Code Example 4-2 Rule 18: Monitoring Swap Space
The first attribute in this rule is the rule number.
The next attribute is the condition. The condition does the following:
  • Sets variable ts (total swap space) to 10 percent of the total swap space available on the machine. KernelReader.mem.swap_total is a performance property in the data hierarchy of Solstice SyMON; findvalue is a predefined Tcl command that returns the value of the performance variable
  • Finds out how much swap space is free and unused
  • Compares the values for unused swap space and total swap space; if the unused swap space is less than 10 percent of total swap space, there is a potential problem
The ON_OPEN attribute tells the Event Handler to generate a RED alarm by calling the alarm function with the RED argument. This highlights a node on the Kernel Data Catalog and adds the event to the Event Log. All the arguments for the ON_OPEN alarm function attribute are mandatory. If an argument is not used, it is replaced by a set of double quotes ("").
The ON_CLOSE attribute tells Solstice SyMON what to do when the condition becomes false; end_alarm closes the log entry in the Event Log and the event in the Event Viewer.

Note - Always explicitly close an alarm with the end_alarm function. An alarm does not automatically close when the condition goes away.

The SEVERITY and PRIORITY of the rules are the last two attributes. These are both user-defined and interpreted.

Complex Rules

A complex rule checks the condition against several hierarchy nodes. If any condition is true, it generates an event for that variable.
Complex rules eliminate the need to write many simple rules that check the same condition. For example, if you use simple rules to check the condition of each CPU on a server, you will write many simple redundant rules.
Code Example 4-3 is an example of a complex rule:

  {  
         RULE 1  
          MULTI { expr { [ findlist system.*.*.*.status "" ] } }  
          {  
                  set boardstatus [ findconfigvalue $node ]  
                  expr { "$boardstatus" == "failure detected" }  
          }  
          ON_OPEN { alarm RED $node "Board failure detected" "" }  
          ON_CLOSE { end_alarm }  
          SEVERITY 1  
          PRIORITY 1  
  }  

Code Example 4-3 Complex Rule Example
Rule 1 examines the status of all boards in a system in Code Example 4-3. The condition of the rule is that the board has failed. If the board fails, the Event Handler opens a RED event and sends a message to the Event Log (ON_OPEN). When the condition is no longer true (ON_CLOSE), the Event Handler executes the end_alarm procedure.
The MULTI attribute is a Tcl script that evaluates an expression and creates a list of nodes. The condition of the rule is run once for each node in the list, and the Tcl node variable is assigned the value of the node being processed or evaluated. Any other Tcl script associated with the rule can access this value with $node. The normal approach is to use the findlist function to generate a list of nodes and check their values in a rule. A findlist must be present in a MULTI attribute.
The following statement, taken from Code Example 4-3, generates a list of all data items that start with system and end with status.
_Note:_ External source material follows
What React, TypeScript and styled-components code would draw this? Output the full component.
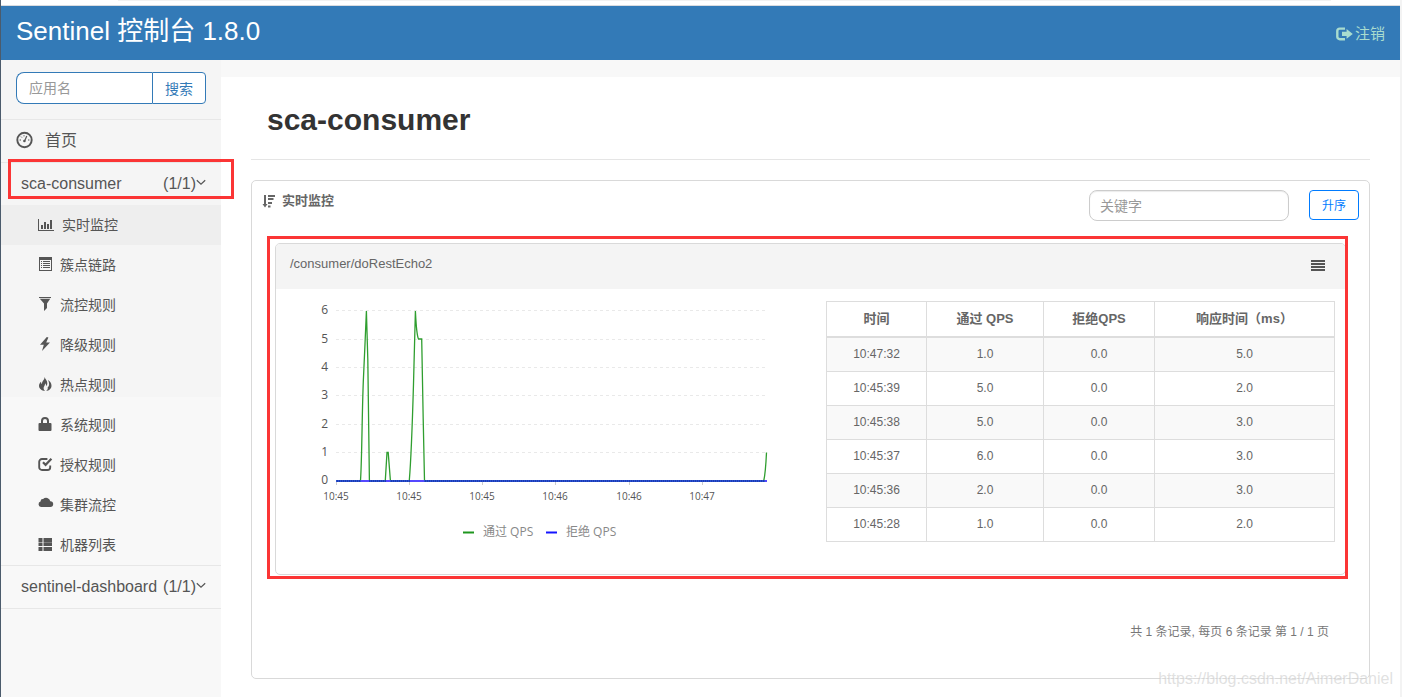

  MULTI { expr { [ findlist system.*.*.*.status "" ] } }  

Writing Event Rules

You can create rules against data from any of the three Solstice SyMON agents: Config Reader, Kernel Reader, and Log File Scanner. The first two agents provide data continuously to the Event Handler. You only need the path name to the variable.
For the Log File Scanner, you must pre-define the messages that are sent to the Event Handler for examination.
Here are a few guidelines to keep in mind when writing event rules:
  • A rule is a Tcl variable.
  • The Event Handler rule attributes and labels are strings to Tcl.
  • A Tcl variable is a string or list of strings.
  • Rules are free form. They only require attributes (label and data) pairs and can appear in any order.
  • Attributes are separated by new lines or spaces.
  • Each attribute consists of one or two components. The first component is the name (label) and the second component is the associated value. The exception to this rule is the condition, which does not have a label.
  • An attribute's components are separated by spaces, tabs, or new lines.
  • Only the last instance of each label is used per rule. All others are ignored.
  • Spaces are allowed in an attribute item data if it is enclosed in quotes.
  • Each label may have one unique item.
  • Each Tcl command string is enclosed in curly brackets.
  • A condition is the only mandatory attribute in a rule.
  • A condition of a rule can look at time or other values in the environment. For example, "set current_time [gettime]" sets the user-defined variable, current_time, to the current time on the monitored machine.
  • A rule does not have to include an action.
  • A rule can set a value that is used in other rules.
  • All rules are combined into a single Tcl variable called RULES.
Solstice SyMON can execute phone_home scripts.

Verifying New Event Rules

Solstice SyMON includes the special verify_rules command, which checks for Tcl syntax. The command takes three optional arguments, which are described in Table 4-4.
Table 4-4 verify_rules
ArgumentDescription
-RChecks the file that contains the EVENTS variable; the default is rules.tcl
-IChecks the file that contains supporting functions; the default is event_gen.tcl
-oGives more verbose output
* To verify rules, enter:

  $ verify_rules filename  

The filename entry is optional. The default filename is rules.tcl.
When you run verify_rules and the rules are correct, the program responds, "GOOD RULES." If the program detects a syntax error, the program responds, "BAD RULES." This does not guarantee that the rule will work as written.

Activating New or Modified Events

To activate new or modified rules, send the signal SIGHUP to the Event Handler or restart the Event Handler. Send SIGHUP by invoking the following command:

  % kill -HUP pid  

where pid is the process ID number of the Event Generator, sm_egd. For more information, see the kill man page.

Debugging Tips

Use the following debugging tips for event rules:
  • Run verify_rules to make sure the syntax is accurate.
  • If there is a problem with the rules, change the rules.tcl file so you test only one rule at a time.
  • Use this event log file to search for error messages: /var/opt/SUNWsymon/machine_name/event_log.
  • Use the syslog command to log variable values and to confirm the values.